» **Aim**
Return the listing below exactly, with the pictures dropped.

» **Dataset content**
........

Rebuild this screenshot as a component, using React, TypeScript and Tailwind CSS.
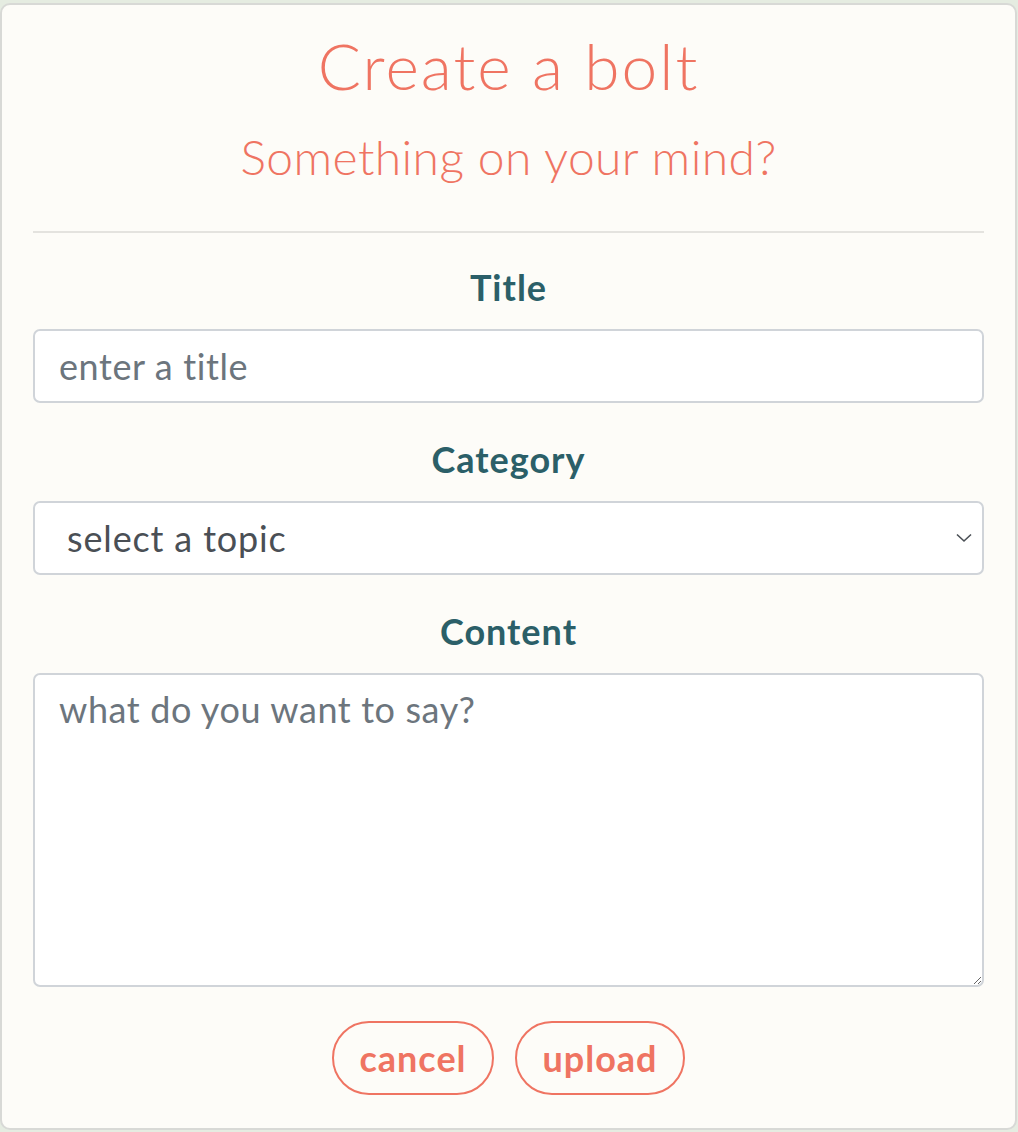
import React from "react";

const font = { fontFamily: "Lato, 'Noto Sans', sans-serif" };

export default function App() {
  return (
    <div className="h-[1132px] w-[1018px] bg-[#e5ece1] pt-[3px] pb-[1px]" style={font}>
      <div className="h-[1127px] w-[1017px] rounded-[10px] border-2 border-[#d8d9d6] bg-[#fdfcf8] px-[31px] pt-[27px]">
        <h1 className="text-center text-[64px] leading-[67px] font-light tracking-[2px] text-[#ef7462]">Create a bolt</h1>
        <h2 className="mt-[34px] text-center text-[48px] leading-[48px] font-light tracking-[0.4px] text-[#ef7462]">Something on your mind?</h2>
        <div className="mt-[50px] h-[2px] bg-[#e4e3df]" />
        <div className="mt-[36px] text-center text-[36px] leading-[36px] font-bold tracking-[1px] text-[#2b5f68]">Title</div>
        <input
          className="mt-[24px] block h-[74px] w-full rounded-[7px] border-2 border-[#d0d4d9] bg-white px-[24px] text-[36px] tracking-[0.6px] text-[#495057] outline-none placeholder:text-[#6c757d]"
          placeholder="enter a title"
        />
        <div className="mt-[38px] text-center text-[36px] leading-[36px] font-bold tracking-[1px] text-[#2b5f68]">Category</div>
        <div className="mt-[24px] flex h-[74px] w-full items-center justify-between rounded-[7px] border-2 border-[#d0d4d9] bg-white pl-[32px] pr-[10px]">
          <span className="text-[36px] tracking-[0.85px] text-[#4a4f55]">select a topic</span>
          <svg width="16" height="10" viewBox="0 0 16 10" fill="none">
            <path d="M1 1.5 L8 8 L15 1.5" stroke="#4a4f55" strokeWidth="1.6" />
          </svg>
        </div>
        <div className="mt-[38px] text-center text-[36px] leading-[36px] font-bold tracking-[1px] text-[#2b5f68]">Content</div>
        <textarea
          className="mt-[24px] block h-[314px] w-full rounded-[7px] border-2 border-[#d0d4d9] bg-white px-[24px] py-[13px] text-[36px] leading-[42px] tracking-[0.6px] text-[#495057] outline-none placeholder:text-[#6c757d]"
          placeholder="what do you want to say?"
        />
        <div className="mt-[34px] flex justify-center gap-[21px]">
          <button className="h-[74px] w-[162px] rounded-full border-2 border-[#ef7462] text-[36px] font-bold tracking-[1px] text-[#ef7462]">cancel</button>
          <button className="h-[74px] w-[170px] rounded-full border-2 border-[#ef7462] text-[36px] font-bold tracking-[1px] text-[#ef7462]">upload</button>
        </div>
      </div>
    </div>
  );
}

........

» **The completed task**
Rebuild this screenshot as a component, using React, TypeScript and Tailwind CSS.
import React from "react";

const font = { fontFamily: "Lato, 'Noto Sans', sans-serif" };

export default function App() {
  return (
    <div className="h-[1132px] w-[1018px] bg-[#e5ece1] pt-[3px] pb-[1px]" style={font}>
      <div className="h-[1127px] w-[1017px] rounded-[10px] border-2 border-[#d8d9d6] bg-[#fdfcf8] px-[31px] pt-[27px]">
        <h1 className="text-center text-[64px] leading-[67px] font-light tracking-[2px] text-[#ef7462]">Create a bolt</h1>
        <h2 className="mt-[34px] text-center text-[48px] leading-[48px] font-light tracking-[0.4px] text-[#ef7462]">Something on your mind?</h2>
        <div className="mt-[50px] h-[2px] bg-[#e4e3df]" />
        <div className="mt-[36px] text-center text-[36px] leading-[36px] font-bold tracking-[1px] text-[#2b5f68]">Title</div>
        <input
          className="mt-[24px] block h-[74px] w-full rounded-[7px] border-2 border-[#d0d4d9] bg-white px-[24px] text-[36px] tracking-[0.6px] text-[#495057] outline-none placeholder:text-[#6c757d]"
          placeholder="enter a title"
        />
        <div className="mt-[38px] text-center text-[36px] leading-[36px] font-bold tracking-[1px] text-[#2b5f68]">Category</div>
        <div className="mt-[24px] flex h-[74px] w-full items-center justify-between rounded-[7px] border-2 border-[#d0d4d9] bg-white pl-[32px] pr-[10px]">
          <span className="text-[36px] tracking-[0.85px] text-[#4a4f55]">select a topic</span>
          <svg width="16" height="10" viewBox="0 0 16 10" fill="none">
            <path d="M1 1.5 L8 8 L15 1.5" stroke="#4a4f55" strokeWidth="1.6" />
          </svg>
        </div>
        <div className="mt-[38px] text-center text-[36px] leading-[36px] font-bold tracking-[1px] text-[#2b5f68]">Content</div>
        <textarea
          className="mt-[24px] block h-[314px] w-full rounded-[7px] border-2 border-[#d0d4d9] bg-white px-[24px] py-[13px] text-[36px] leading-[42px] tracking-[0.6px] text-[#495057] outline-none placeholder:text-[#6c757d]"
          placeholder="what do you want to say?"
        />
        <div className="mt-[34px] flex justify-center gap-[21px]">
          <button className="h-[74px] w-[162px] rounded-full border-2 border-[#ef7462] text-[36px] font-bold tracking-[1px] text-[#ef7462]">cancel</button>
          <button className="h-[74px] w-[170px] rounded-full border-2 border-[#ef7462] text-[36px] font-bold tracking-[1px] text-[#ef7462]">upload</button>
        </div>
      </div>
    </div>
  );
}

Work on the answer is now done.